▶ THE TASK
Gather up the lines that contain "this".

▶ DATA BLOCK
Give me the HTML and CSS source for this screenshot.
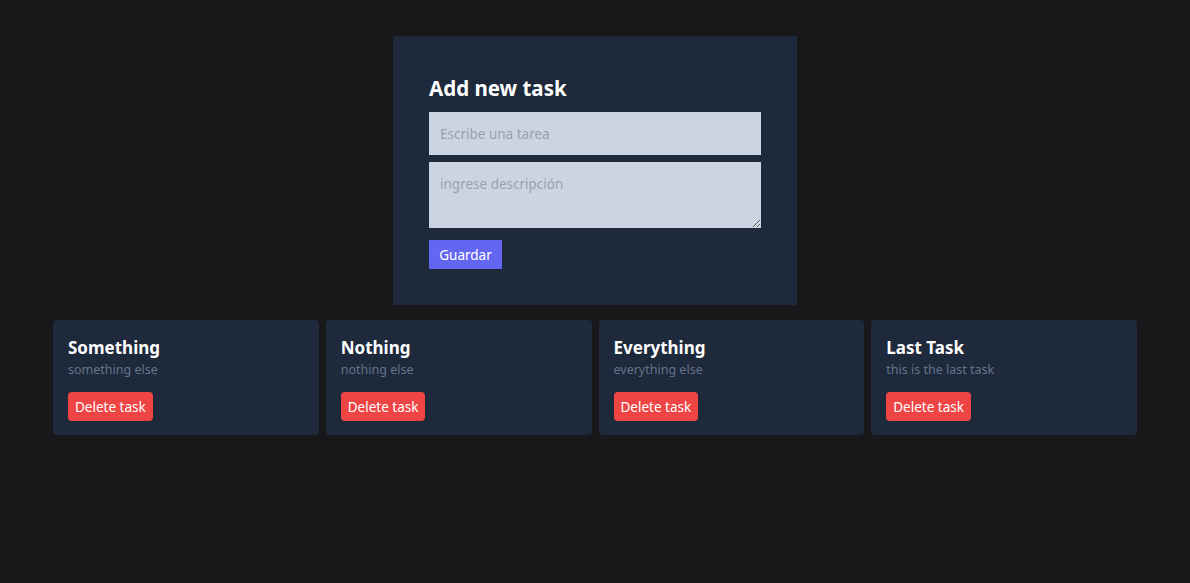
FILE: index.html
```html
<!DOCTYPE html>
<html lang="es">
<head>
<meta charset="utf-8">
<title>Tasks</title>
<link rel="stylesheet" href="styles.css">
</head>
<body>
<main class="page">
  <form class="task-form">
    <h1 class="form-title">Add new task</h1>
    <input class="field" type="text" placeholder="Escribe una tarea">
    <textarea class="field area" placeholder="ingrese descripción"></textarea>
    <button class="save" type="button">Guardar</button>
  </form>
  <section class="cards">
    <div class="card">
      <h2 class="card-title">Something</h2>
      <p class="card-desc">something else</p>
      <button class="delete" type="button">Delete task</button>
    </div>
    <div class="card">
      <h2 class="card-title">Nothing</h2>
      <p class="card-desc">nothing else</p>
      <button class="delete" type="button">Delete task</button>
    </div>
    <div class="card">
      <h2 class="card-title">Everything</h2>
      <p class="card-desc">everything else</p>
      <button class="delete" type="button">Delete task</button>
    </div>
    <div class="card">
      <h2 class="card-title">Last Task</h2>
      <p class="card-desc">this is the last task</p>
      <button class="delete" type="button">Delete task</button>
    </div>
  </section>
</main>
</body>
</html>
```
FILE: styles.css
```css
* { box-sizing: border-box; }
html, body {
  margin: 0;
  padding: 0;
  background: #18181a;
  font-family: "Noto Sans", "Open Sans", sans-serif;
  color: #fff;
}
.page {
  display: flex;
  flex-direction: column;
  align-items: center;
  padding-top: 36px;
}
.task-form {
  width: 404px;
  background: #1e293b;
  padding: 36px;
  display: flex;
  flex-direction: column;
}
.form-title {
  margin: 2px 0 10px;
  font-size: 20.5px;
  line-height: 28px;
  font-weight: 700;
}
.field {
  display: block;
  width: 100%;
  height: 43px;
  border: none;
  background: #cbd5e1;
  padding: 0 11px;
  font-family: inherit;
  font-size: 13.5px;
  color: #1e293b;
  margin: 0 0 7px;
  outline: none;
}
.field::placeholder { color: #98a1ae; }
.area {
  height: 66px;
  padding-top: 13px;
  resize: vertical;
  margin-bottom: 12px;
}
.save {
  align-self: flex-start;
  width: 73px;
  height: 29px;
  border: none;
  background: #6366f1;
  color: #fff;
  font-family: inherit;
  font-size: 13.5px;
  padding: 0;
}
.cards {
  margin-top: 15px;
  width: 1084px;
  display: grid;
  grid-template-columns: repeat(4, 1fr);
  gap: 7px;
}
.card {
  background: #1e293b;
  border-radius: 4px;
  height: 115px;
  padding: 15px 15px 14px;
}
.card-title {
  margin: 0;
  font-size: 17px;
  line-height: 26px;
  font-weight: 700;
}
.card-desc {
  margin: 0 0 14px;
  font-size: 12.5px;
  line-height: 17px;
  color: #64748b;
}
.delete {
  height: 29px;
  padding: 0 7px;
  border: none;
  border-radius: 4px;
  background: #ef4444;
  color: #fff;
  font-family: inherit;
  font-size: 13.5px;
}
```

▶ EXERCISE SOLUTION
Give me the HTML and CSS source for this screenshot.
      <p class="card-desc">this is the last task</p>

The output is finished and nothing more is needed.